January is a very popular time to start a new workout routine. A study conducted by Forbes Health and One Poll stated that 48% of people polled said improving fitness is a top priority in 2024. To start a new workout routine can be challenging though! To do it right and stick with it requires strategy, intention, and commitment. The goal of this article is to help lay the foundation for you to do it right this year. Here are my top tips for how to start a new workout routine this January.
Normalize Making Time for Workouts
One of the top obstacles people cite for not sticking with a fitness routine is lack of time. However, try to rise above this and change your perspective. Nobody ever has time to work out. You have to MAKE TIME to workout. Put on your schedule and protect that time just like you would any other important appointment. This mindset is crucial as you look to start a new workout routine!

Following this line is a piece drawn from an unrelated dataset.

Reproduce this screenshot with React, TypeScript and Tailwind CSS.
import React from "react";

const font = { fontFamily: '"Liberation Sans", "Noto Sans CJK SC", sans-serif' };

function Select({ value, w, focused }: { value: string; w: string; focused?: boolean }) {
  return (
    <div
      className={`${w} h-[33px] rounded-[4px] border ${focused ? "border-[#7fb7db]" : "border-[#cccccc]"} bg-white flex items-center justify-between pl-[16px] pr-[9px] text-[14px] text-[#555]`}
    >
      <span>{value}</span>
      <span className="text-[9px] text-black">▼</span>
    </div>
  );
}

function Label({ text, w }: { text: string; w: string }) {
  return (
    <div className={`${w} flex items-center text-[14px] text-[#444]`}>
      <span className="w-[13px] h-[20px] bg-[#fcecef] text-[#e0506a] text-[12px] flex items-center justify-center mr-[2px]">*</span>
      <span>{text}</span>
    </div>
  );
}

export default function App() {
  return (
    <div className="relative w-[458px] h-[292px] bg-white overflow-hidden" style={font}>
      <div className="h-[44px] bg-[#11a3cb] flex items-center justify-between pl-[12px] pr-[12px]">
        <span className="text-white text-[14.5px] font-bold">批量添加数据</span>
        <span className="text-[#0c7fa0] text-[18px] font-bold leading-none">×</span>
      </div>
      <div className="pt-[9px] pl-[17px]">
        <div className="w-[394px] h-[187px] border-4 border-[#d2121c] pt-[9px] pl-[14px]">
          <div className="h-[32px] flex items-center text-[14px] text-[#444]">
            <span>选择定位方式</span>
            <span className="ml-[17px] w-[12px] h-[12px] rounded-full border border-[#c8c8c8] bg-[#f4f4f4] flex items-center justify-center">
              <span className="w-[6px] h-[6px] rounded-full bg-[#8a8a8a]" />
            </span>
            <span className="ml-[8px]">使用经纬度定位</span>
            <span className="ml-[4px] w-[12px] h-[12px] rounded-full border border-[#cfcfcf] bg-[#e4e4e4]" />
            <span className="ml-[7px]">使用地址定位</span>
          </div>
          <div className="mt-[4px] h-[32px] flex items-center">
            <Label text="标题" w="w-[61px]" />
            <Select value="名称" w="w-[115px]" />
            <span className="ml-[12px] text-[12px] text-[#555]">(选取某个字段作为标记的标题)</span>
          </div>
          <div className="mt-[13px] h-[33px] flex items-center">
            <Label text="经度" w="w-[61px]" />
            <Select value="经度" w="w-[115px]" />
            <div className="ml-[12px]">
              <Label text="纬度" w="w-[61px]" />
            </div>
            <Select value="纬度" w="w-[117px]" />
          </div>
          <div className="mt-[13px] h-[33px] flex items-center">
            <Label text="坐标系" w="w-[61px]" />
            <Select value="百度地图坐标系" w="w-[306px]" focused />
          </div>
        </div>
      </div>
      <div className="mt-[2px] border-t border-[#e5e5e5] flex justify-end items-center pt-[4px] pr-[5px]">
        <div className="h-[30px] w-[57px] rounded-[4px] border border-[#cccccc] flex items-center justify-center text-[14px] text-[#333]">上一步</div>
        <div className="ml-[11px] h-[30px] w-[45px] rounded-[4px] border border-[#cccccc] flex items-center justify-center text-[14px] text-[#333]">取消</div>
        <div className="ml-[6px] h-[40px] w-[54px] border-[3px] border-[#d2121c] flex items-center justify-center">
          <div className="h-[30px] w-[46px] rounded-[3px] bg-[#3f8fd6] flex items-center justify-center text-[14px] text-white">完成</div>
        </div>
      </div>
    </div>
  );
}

Normalize Making Time for Nutrition
Basically the same concept as above with exercise. Rise above this excuse. With nutrition, a little bit of organization goes a long way. Make a little time each week to think about what you are going to eat for your meals and snacks for the week ahead. This will help you save time with grocery shopping by having to go to the store less. Normalize making time to cook dinner, pack lunches, chop veggies, and empower yourself and fuel your fitness goals by eating well.
Clarify Your Purpose as You Start a New Workout
Going to the gym. Drinking the water. Eating the veggies. These are the things we do to get and stay fit. These things get real boring and unglamorous real fast! I believe one of the reasons people fall off a fitness program is a failure to identify and clarify a deep and meaningful purpose for why they’re doing the things. So take the time in the beginning of any new program and decide WHY you are doing it. Make it personal. Meaningful. Bigger than yourself. Bigger than today. Make it something that matters to you so you can use it to keep yourself doing the things even once the novelty has worn off.

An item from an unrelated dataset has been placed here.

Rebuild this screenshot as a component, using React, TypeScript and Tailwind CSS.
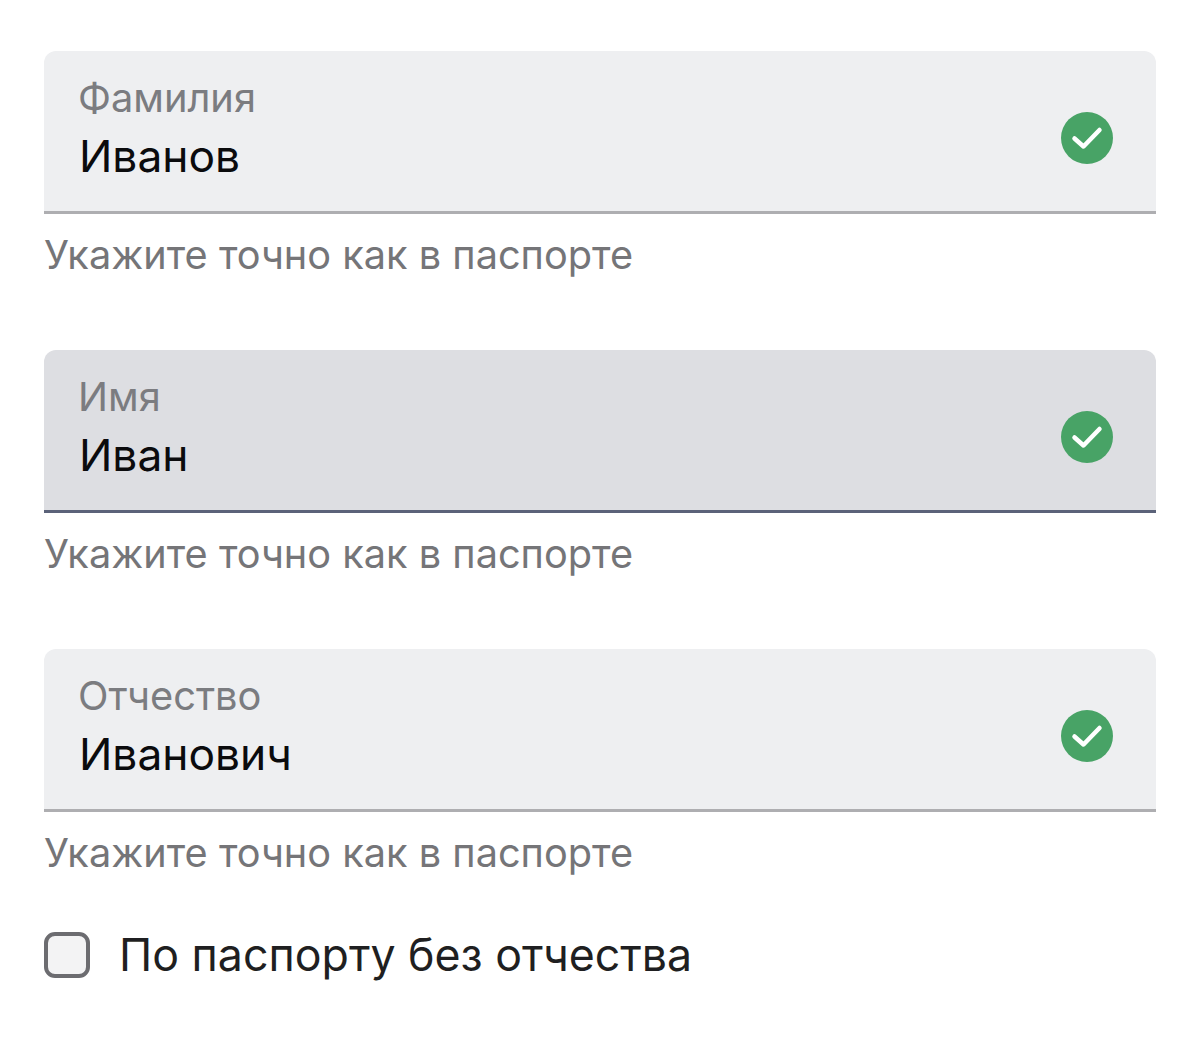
const font = { fontFamily: '"Inter", "Noto Sans", sans-serif' };

function CheckBadge() {
  return (
    <svg width="52" height="52" viewBox="0 0 52 52" className="mt-[14px] shrink-0">
      <circle cx="26" cy="26" r="26" fill="#48a366" />
      <path d="M13.5 26.5L22.5 34.5L38.5 18" fill="none" stroke="#fff" strokeWidth="4.5" strokeLinecap="round" strokeLinejoin="round" />
    </svg>
  );
}

function Field({ label, value, active }: { label: string; value: string; active?: boolean }) {
  return (
    <div className="h-[262px]">
      <div
        className={`flex h-[163px] items-center justify-between rounded-t-xl border-b-[3px] pl-[34px] pr-[43px] ${
          active ? "border-[#5b6279] bg-[#dddee2]" : "border-[#aeaeb1] bg-[#eeeff1]"
        }`}
      >
        <div className="pt-[1px]">
          <div className="text-[39.8px] leading-[46px] text-[#7b7c80]">{label}</div>
          <div className="ml-[1px] mt-[2px] text-[44.3px] leading-[66px] text-[#0b0b0d]">{value}</div>
        </div>
        <CheckBadge />
      </div>
      <div className="mt-[19px] text-[39.7px] leading-[44px] text-[#757578]">Укажите точно как в паспорте</div>
    </div>
  );
}

export default function App() {
  return (
    <div className="h-[1049px] w-[1200px] overflow-hidden bg-white px-[44px] pt-[51px]" style={font}>
      <div className="flex flex-col gap-[37px]">
        <Field label="Фамилия" value="Иванов" />
        <Field label="Имя" value="Иван" active />
        <Field label="Отчество" value="Иванович" />
      </div>
      <div className="mt-[17px] flex items-center gap-[29px]">
        <div className="h-[46px] w-[46px] rounded-[11px] border-4 border-[#6c6c70] bg-[#f3f3f4]" />
        <span className="text-[44.7px] leading-[54px] text-[#1f1f21]">По паспорту без отчества</span>
      </div>
    </div>
  );
}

Set a Minimum Non-Negotiable Number of Workouts Per Week
Mine is 3. What is yours? This is a number you have to treat as sacrosanct. Non-negotiable. You start to believe, “I must, I will, I can, I do, I have to” get at least X number of workouts each week, forever. No matter what. No matter where you are traveling or what you have going on. Even if it’s a walk. Or pushups and abs in a hotel room. With this number you will achieve consistency. Consistency creates long lasting results. In fitness pursuits, long lasting results are measured in months and years, not days and weeks. Which brings me to my next point…
Be Patient! Results Take Months!
Many people start a new workout with lots of motivation and desire to succeed, but lose steam after a couple weeks when they fail to see visible results. Patience is a mindset. You have to know and embrace this very important concept to stick with it. It WILL TAKE MONTHS to see visible improvements to your body but that is okay. Be patient and find ways to celebrate other wins. You will likely start to experience many other improvements such as sleeping better, feeling stronger and more comfortable with the workouts, feeling more confident, and having more energy. Those intangible results are just as important as the physical visible results! Stick with it!

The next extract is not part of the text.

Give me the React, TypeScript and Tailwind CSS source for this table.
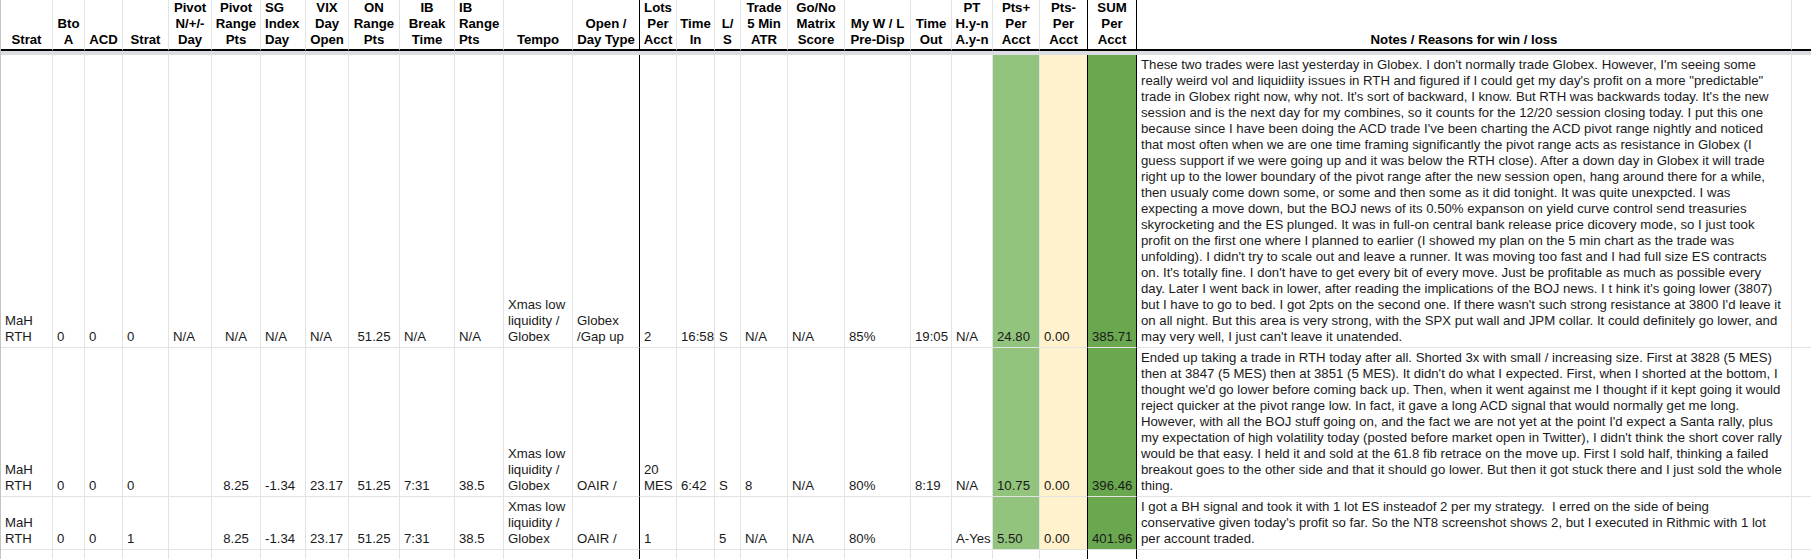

Embrace Discipline Instead of Motivation
Motivation is a feeling. And it is a fickle one at best. Most days I am not “motivated” to go work out. And I’m a fitness professional! I know what to do but I still don’t always want to go do it. Most of my workouts happen before work, which means a window of 6-7 am for me. I am also a high school teacher and have to leave for work at 7:45 every day. So this means my alarm is going off at 5:30 am and I am up and out the door, either going for a run with a headlamp on or heading to the gym by 5:50.
The workouts are hard, but “the getting up and out the door” is WAY HARDER. It means I am leaving my nice warm cozy bed 1 hour earlier than I would have to. Motivation is not what gets me out the door. It’s the discipline I have instilled in myself that says, get your ass up and let’s go. It’s a commitment to myself to get 3+ workouts a week. I have a purpose bigger than today such as being determined to be hiking mountains and running races in my 70s and 80s. The discipline around this kind of stuff is what helps you stick with a program!
I love the concept of discipline over motivation so much I wrote a whole article about it, check it: “Why Discipline Beats Motivation When It Comes to Working Out.”
The Takeaway for How to Start a New Workout Routine
You CAN start a new workout program this year! And you can stick with it, too! As you get ready to launch though, keep these key points in mind. Normalize making time for your workouts and nutrition. Set a non-negotiable minimum number of workouts you will get each week and stick with it! It will take many months before you see visible results. Anchor your commitment to yourself by clarifying your purpose and making it bigger than yourself. Embrace the power of discipline and build habits that will last you far longer than motivation will. And finally, remember this advice they gave us in Army bootcamp. Hundreds of thousands of people have succeeded at doing this and you can too. Stick with it, believe in yourself, and keep moving! Always forward.